Michael S. Pollok rightly decries New York’s failure to comply with the constitutional command to provide counsel at arraignments in many areas of the state, a violation that is only now beginning to be addressed in the wake of the Court of Appeals’ ruling in Hurrell-Harring v. State of New York, 15 N.Y.3d 8 (2010) (“Use Video Hook-Ups for Arraignments,” Jan. 15, 2014).

But his prescription for a quick cure, the use of Skype or other audio-visual applications to facilitate arraignments is a bad idea.

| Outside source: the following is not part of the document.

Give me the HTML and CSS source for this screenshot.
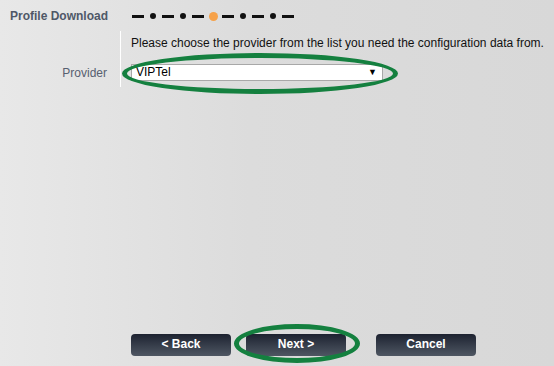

Shortcuts that separate clients from their lawyers, or keep defendants from actually appearing in a courtroom, degrade the attorney-client relationship and the proper functioning of the courts.

Arraignments conducted via Skype or other remote audio-visual applications interfere with the development of trust between attorney and client, and can seriously interfere with a lawyer’s ability to effectively advocate for a client. The closed-circuit process offers defense lawyers two equally objectionable choices: to be physically present in a detention facility with a client, or in the courtroom with the judge and prosecutor.

In the former situation, a defense lawyer’s ability to advocate for a client is diminished by his or her absence from the courtroom, the locus of authority and decision-making. In the latter situation, counsel cannot stand by the client’s side during the arraignment process, the critical first stage in most attorney-client relationships.

The physical separation of attorney and client inevitably results in poor communication, a situation that is only made worse when the client has special needs, such as language difficulties or mental health issues. In one New Jersey study, 68 percent of the clients arraigned by closed-circuit television did not get to speak to an attorney during the bail hearing, and an overwhelming 96 percent did not get to speak to an attorney following the hearing.

This lack of communication can only serve to alienate attorney and client during this important early phase of their relationship. In addition to the fixing of bail, judges make determinations during an arraignment that can have wide-ranging consequences for criminal defendants.

Judges must decide at the arraignment whether to refer an apparently mentally unstable defendant for psychological testing to determine competence to stand trial, or whether to issue a temporary order of protection to protect a crime victim, or whether to suspend a defendant’s license to possess a firearm, or to drive a motor vehicle.

In order to make any of these discretionary judgment calls, judges must have the ability and means to size up the defendant, a difficult and largely intuitive process that would be seriously impaired if judges were relegated to making decisions based on whatever information could be gleaned from the defendant’s image and voice on a computer screen. When the accused is not physically present in the courtroom, the court cannot get a full spectrum of nonverbal cues about the defendant’s character and trustworthiness. The defendant is likewise deprived of an opportunity to personally engage the judge when endeavoring to convey sincerity and respect for the legal process. See Ann Bowen Poulin, Criminal Justice and Videoconferencing Technology: The Remote Defendant, 78 Tul. L. Rev. 1089 (2004).

Audio-visual arraignments are destructive of the rights of criminal defendants and are inconsistent with the deliberative process of the courts. As we struggle to implement Hurrell-Harring’s promise and command, we must resist the easy temptation to water down the right to counsel itself.